Born in Hampshire, where her father was a schoolmaster, she was mainly raised in north east London. She graduated from East London College (now Queen Mary College) with a BSc in chemistry in 1914, then took a Diploma of Education and became a chemistry mistress for the Birmingham Education Council. In 1917 the demands of the war effort led her to join the National Physical Laboratory, where she would remain for a full career as a researcher. Her war work was, as discussed already, on the deterioration properties of cotton and linen in aeronautical use, on which she co-authored her first paper in 1918. In 1923 she gained an MSc in chemistry from East London Technical College, with her dissertation being on ‘doped’ fabrics.

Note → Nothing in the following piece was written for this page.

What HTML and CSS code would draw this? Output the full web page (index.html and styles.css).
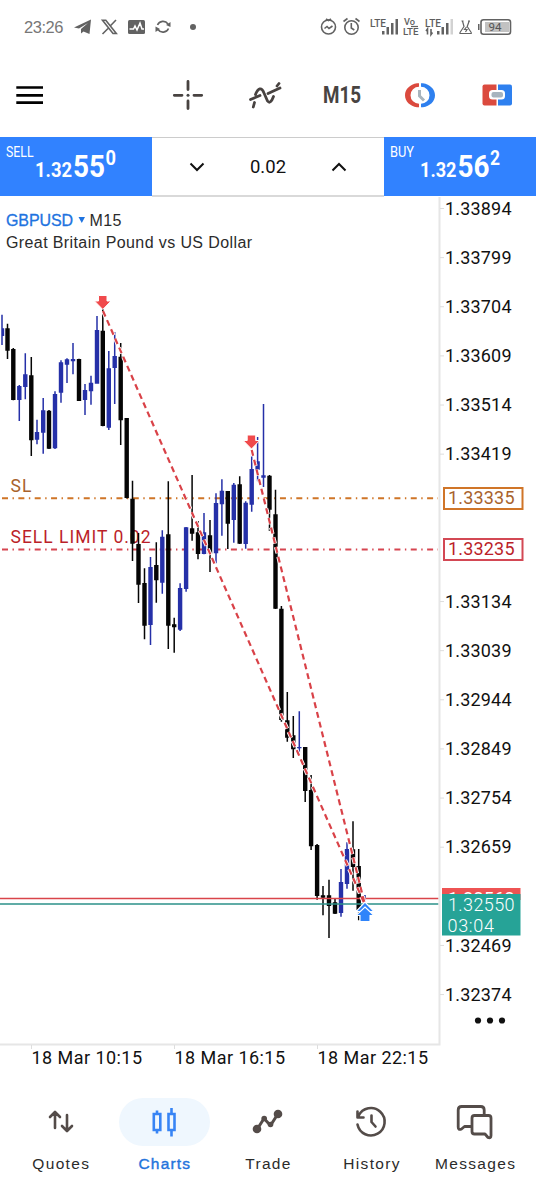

Her work on cotton, now for industrial purposes, continued through the 1920s, including the publication of 4 more papers, one of which she gave at the at Conference for Women in Science and industry, at the Empire Exhibition, Wembley,16th July 1925, later published in The Woman Engineer. In 1927 she was part of the NPL total solar eclipse expedition, for which she was to have provided the colour and photometric photographs, except that the entire proceedings descended to “a solemn farce” due to the total cloud cover for most that day! Her later career took her into metallurgy and research methods and by 1947 she was the most senior woman at NPL: a PSO in the Metallurgyy section, and was publishing on a range of related topics.
In 1933 she was one of the founder members of the Micro-chemical Group within the Chemistry Society (now RCS) and in 1944 was admitted as member to Society of Public Analysts. In 1948 she was the only woman on the committee developing BS1428 on microchemical analysis standards. She had a full career at the NPL, retiring at the usual age for women in 1953, with the rank of Principal Scientific Officer. She never married and died in Winchester in 1965.